Actually, I already debated another on the forum on this. The 97% refers to "well published climatologists." It does not refer to "all climatologists. If you look at the NAoS report, climatologists who have posted 1-100 works actually make up about a quarter of the entire population. The other one, it was about 80% of all climatologists, and slightly lessof scientists in Earth science.

This is not to mention that there is a very heavy participation bias (only 30% of invitees took part in the online survey you refer to).

Not to mention, pops the question: Do they agree with everything in the IPCC? Or, do they just agree in general? Did the poll even ask?

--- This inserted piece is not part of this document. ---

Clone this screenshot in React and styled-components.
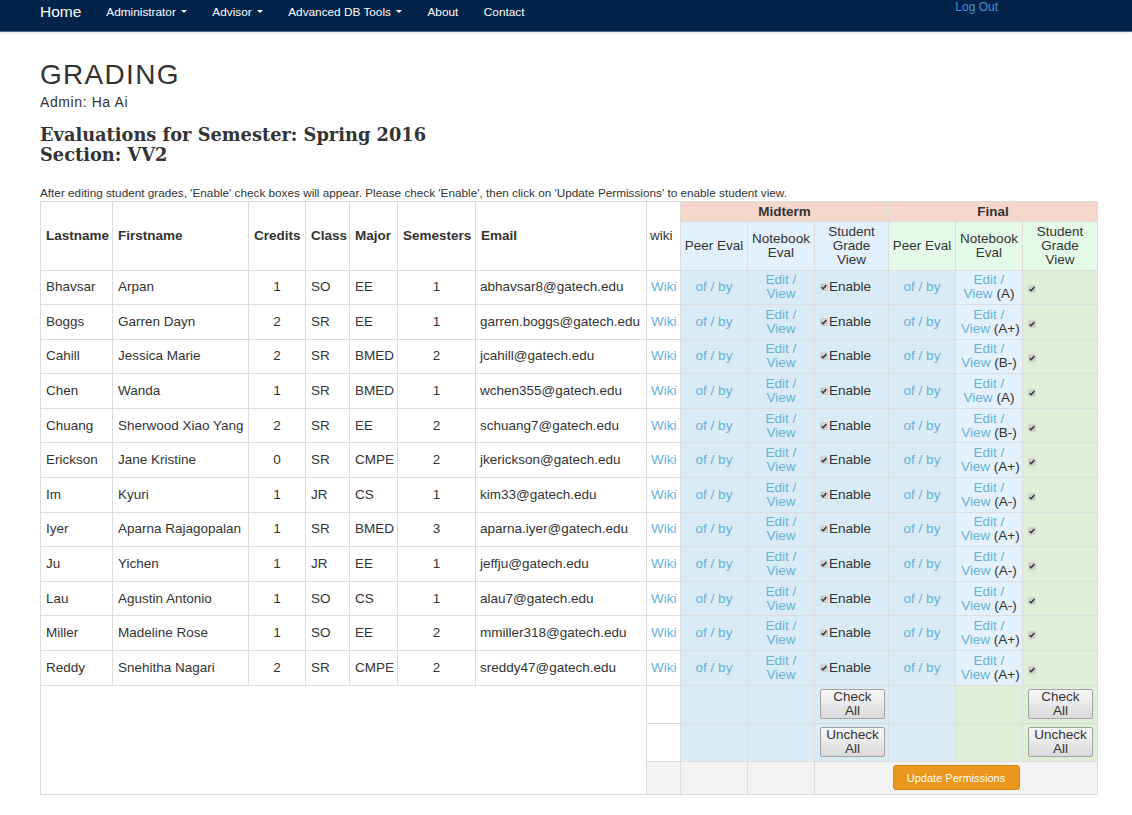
import React from 'react';
import styled, { createGlobalStyle } from 'styled-components';

const GlobalStyle = createGlobalStyle`
  html, body { margin: 0; padding: 0; background: #fff; }
  body { font-family: "Liberation Sans", Arial, sans-serif; color: #333; }
`;

const NavBar = styled.nav`
  display: flex;
  align-items: flex-start;
  height: 31px;
  background: #01234a;
  border-bottom: 1px solid #4b6584;
  box-shadow: 0 1px 2px rgba(0, 0, 0, 0.12);
  padding-left: 40px;
`;

const Brand = styled.a`
  font-size: 15.5px;
  line-height: 16px;
  padding-top: 3.5px;
  color: #fff;
  text-decoration: none;
  margin-right: 25px;
`;

const NavList = styled.div`
  display: flex;
  gap: 25.5px;
  padding-top: 4.5px;
`;

const NavItem = styled.a`
  font-size: 11.8px;
  line-height: 14px;
  color: #fff;
  text-decoration: none;
  display: inline-flex;
  align-items: center;
`;

const Caret = styled.span`
  display: inline-block;
  width: 0;
  height: 0;
  margin-left: 5px;
  border-top: 3px solid #fff;
  border-left: 3px solid transparent;
  border-right: 3px solid transparent;
`;

const LogOut = styled.a`
  margin-left: auto;
  margin-right: 134px;
  font-size: 12px;
  line-height: 14px;
  color: #4a90cf;
  text-decoration: none;
`;

const Main = styled.main`
  padding: 0 35px 20px 40px;
`;

const Title = styled.h1`
  margin: 26px 0 0;
  font-size: 28px;
  line-height: 33px;
  letter-spacing: 1.3px;
  font-weight: normal;
  color: #333;
`;

const Admin = styled.div`
  margin-top: 3px;
  font-size: 14px;
  line-height: 17px;
  letter-spacing: 0.6px;
`;

const Heading = styled.h3`
  margin: 14px 0 0;
  font-family: "DejaVu Serif", "Liberation Serif", serif;
  font-weight: bold;
  font-size: 17.8px;
  line-height: 20px;
  color: #333;
`;

const Note = styled.p`
  margin: 21px 0 0;
  font-size: 11.75px;
  line-height: 13px;
  color: #333;
`;

const Table = styled.table`
  margin-top: 1.5px;
  width: 1057px;
  table-layout: fixed;
  border-collapse: collapse;
  border: 1px solid #ddd;
  font-size: 13.5px;
  color: #333;
`;

const Th = styled.th`
  border: 1px solid #ddd;
  padding: 3px ${p => (p.$tight ? '3px' : '5px')};
  line-height: 13.75px;
  vertical-align: middle;
  text-align: ${p => p.$align || 'left'};
  font-weight: ${p => (p.$bold ? 'bold' : 'normal')};
  background: ${p => p.$bg || '#fff'};
  white-space: ${p => (p.$nowrap ? 'nowrap' : 'normal')};
  overflow: visible;
`;

const Td = styled.td`
  border: 1px solid #ddd;
  padding: ${p => (p.$pad ? p.$pad : '2.8px 5px')};
  line-height: 14px;
  vertical-align: middle;
  text-align: ${p => p.$align || 'left'};
  background: ${p => p.$bg || '#fff'};
  white-space: nowrap;
  overflow: visible;
`;

const Link = styled.a`
  color: #67b2d9;
  text-decoration: none;
`;

const Box = styled.span`
  display: inline-block;
  width: 8px;
  height: 8px;
  border-radius: 2px;
  background: #cfcfcf;
  vertical-align: ${p => (p.$low ? '-2px' : '0px')};
  margin-right: 1px;
  position: relative;
  svg { position: absolute; left: 0; top: 0; }
`;

const GrayButton = styled.button`
  display: block;
  width: 65px;
  height: 30px;
  padding: 0;
  font-family: "Liberation Sans", Arial, sans-serif;
  font-size: 13.5px;
  line-height: 14px;
  color: #333;
  background: linear-gradient(#f7f7f7, #dadada);
  border: 1px solid #a3a3a3;
  border-radius: 2px;
`;

const OrangeButton = styled.button`
  width: 127px;
  height: 25px;
  padding: 0;
  font-family: "Liberation Sans", Arial, sans-serif;
  font-size: 11px;
  color: #fff;
  background: #eb961d;
  border: 1px solid #d8861a;
  border-radius: 3px;
`;

const C = {
  head: '#f4d6ca',
  midHead: '#e3f1fc',
  finHead: '#e5fbea',
  info: '#d9ebf5',
  light: '#e3f1fc',
  green: '#dfefd7',
  gray: '#f3f3f3',
};

const widths = [72, 136, 57, 44, 48, 78, 171, 34, 67, 67, 74, 67, 67, 75];

const rows = [
  ['Bhavsar', 'Arpan', 1, 'SO', 'EE', 1, 'abhavsar8@gatech.edu', 'A'],
  ['Boggs', 'Garren Dayn', 2, 'SR', 'EE', 1, 'garren.boggs@gatech.edu', 'A+'],
  ['Cahill', 'Jessica Marie', 2, 'SR', 'BMED', 2, 'jcahill@gatech.edu', 'B-'],
  ['Chen', 'Wanda', 1, 'SR', 'BMED', 1, 'wchen355@gatech.edu', 'A'],
  ['Chuang', 'Sherwood Xiao Yang', 2, 'SR', 'EE', 2, 'schuang7@gatech.edu', 'B-'],
  ['Erickson', 'Jane Kristine', 0, 'SR', 'CMPE', 2, 'jkerickson@gatech.edu', 'A+'],
  ['Im', 'Kyuri', 1, 'JR', 'CS', 1, 'kim33@gatech.edu', 'A-'],
  ['Iyer', 'Aparna Rajagopalan', 1, 'SR', 'BMED', 3, 'aparna.iyer@gatech.edu', 'A+'],
  ['Ju', 'Yichen', 1, 'JR', 'EE', 1, 'jeffju@gatech.edu', 'A-'],
  ['Lau', 'Agustin Antonio', 1, 'SO', 'CS', 1, 'alau7@gatech.edu', 'A-'],
  ['Miller', 'Madeline Rose', 1, 'SO', 'EE', 2, 'mmiller318@gatech.edu', 'A+'],
  ['Reddy', 'Snehitha Nagari', 2, 'SR', 'CMPE', 2, 'sreddy47@gatech.edu', 'A+'],
];

function Check({ low }) {
  return (
    <Box $low={low}>
      <svg width="8" height="8" viewBox="0 0 8 8">
        <path d="M1.6 4.2 L3.2 5.8 L6.4 2" fill="none" stroke="#333" strokeWidth="1.4" />
      </svg>
    </Box>
  );
}

export default function App() {
  return (
    <>
      <GlobalStyle />
      <NavBar>
        <Brand href="#">Home</Brand>
        <NavList>
          <NavItem href="#">Administrator<Caret /></NavItem>
          <NavItem href="#">Advisor<Caret /></NavItem>
          <NavItem href="#">Advanced DB Tools<Caret /></NavItem>
          <NavItem href="#">About</NavItem>
          <NavItem href="#">Contact</NavItem>
        </NavList>
        <LogOut href="#">Log Out</LogOut>
      </NavBar>
      <Main>
        <Title>GRADING</Title>
        <Admin>Admin: Ha Ai</Admin>
        <Heading>
          Evaluations for Semester: Spring 2016
          <br />
          Section: VV2
        </Heading>
        <Note>
          After editing student grades, 'Enable' check boxes will appear. Please check 'Enable', then click on
          'Update Permissions' to enable student view.
        </Note>
        <Table>
          <colgroup>
            {widths.map((w, i) => (
              <col key={i} style={{ width: w }} />
            ))}
          </colgroup>
          <thead>
            <tr>
              <Th rowSpan={2} $bold>Lastname</Th>
              <Th rowSpan={2} $bold>Firstname</Th>
              <Th rowSpan={2} $bold>Credits</Th>
              <Th rowSpan={2} $bold>Class</Th>
              <Th rowSpan={2} $bold>Major</Th>
              <Th rowSpan={2} $bold>Semesters</Th>
              <Th rowSpan={2} $bold>Email</Th>
              <Th rowSpan={2} $tight>wiki</Th>
              <Th colSpan={3} $bold $align="center" $bg={C.head}>Midterm</Th>
              <Th colSpan={3} $bold $align="center" $bg={C.head}>Final</Th>
            </tr>
            <tr>
              <Th $align="center" $bg={C.midHead} $tight $nowrap>Peer Eval</Th>
              <Th $align="center" $bg={C.midHead} $tight>Notebook<br />Eval</Th>
              <Th $align="center" $bg={C.midHead} $tight>Student<br />Grade<br />View</Th>
              <Th $align="center" $bg={C.finHead} $tight $nowrap>Peer Eval</Th>
              <Th $align="center" $bg={C.finHead} $tight>Notebook<br />Eval</Th>
              <Th $align="center" $bg={C.finHead} $tight>Student<br />Grade<br />View</Th>
            </tr>
          </thead>
          <tbody>
            {rows.map(r => (
              <tr key={r[0]}>
                <Td>{r[0]}</Td>
                <Td>{r[1]}</Td>
                <Td $align="center">{r[2]}</Td>
                <Td>{r[3]}</Td>
                <Td>{r[4]}</Td>
                <Td $align="center">{r[5]}</Td>
                <Td $pad="2.8px 4px">{r[6]}</Td>
                <Td $pad="2.8px 4px"><Link href="#">Wiki</Link></Td>
                <Td $align="center" $bg={C.info}><Link href="#">of / by</Link></Td>
                <Td $align="center" $bg={C.info}>
                  <Link href="#">Edit /<br />View</Link>
                </Td>
                <Td $bg={C.info}><Check />Enable</Td>
                <Td $align="center" $bg={C.info}><Link href="#">of / by</Link></Td>
                <Td $align="center" $bg={C.light}>
                  <Link href="#">Edit /</Link>
                  <br />
                  <Link href="#">View</Link> ({r[7]})
                </Td>
                <Td $bg={C.green}><Check low /></Td>
              </tr>
            ))}
            <tr>
              <Td colSpan={7} rowSpan={3} />
              <Td />
              <Td $bg={C.info} />
              <Td $bg={C.info} />
              <Td $bg={C.info} $pad="3.5px 5px"><GrayButton>Check<br />All</GrayButton></Td>
              <Td $bg={C.info} />
              <Td $bg={C.green} />
              <Td $bg={C.green} $pad="3.5px 5px"><GrayButton>Check<br />All</GrayButton></Td>
            </tr>
            <tr>
              <Td />
              <Td $bg={C.info} />
              <Td $bg={C.info} />
              <Td $bg={C.info} $pad="3.5px 5px"><GrayButton>Uncheck<br />All</GrayButton></Td>
              <Td $bg={C.info} />
              <Td $bg={C.green} />
              <Td $bg={C.green} $pad="3.5px 5px"><GrayButton>Uncheck<br />All</GrayButton></Td>
            </tr>
            <tr>
              <Td $bg={C.gray} />
              <Td $bg={C.gray} />
              <Td $bg={C.gray} />
              <Td colSpan={4} $align="center" $bg={C.gray} $pad="3.5px 5px">
                <OrangeButton>Update Permissions</OrangeButton>
              </Td>
            </tr>
          </tbody>
        </Table>
      </Main>
    </>
  );
}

This is the problem with online polls and seeking positions in general. You don't take a poll of a few hundred of people and say "this represents all of the Climatologists on Earth." No.

The only time that Consensus was done using a poll in the past was when the Nazis had 200 scientists show how the Jews were inferior.

Really? Only 12 posts, and you're pulling a Godwin?

The survey was of 3,146 earth scientists, more than 90% of whom had a PhD. Even if you allow active researchers who don't know more than the basics about climate, or climatologists who have sat on their asses for several decades rather than doing any actual studies, the consensus stands at about 90%. That makes your position a fringe.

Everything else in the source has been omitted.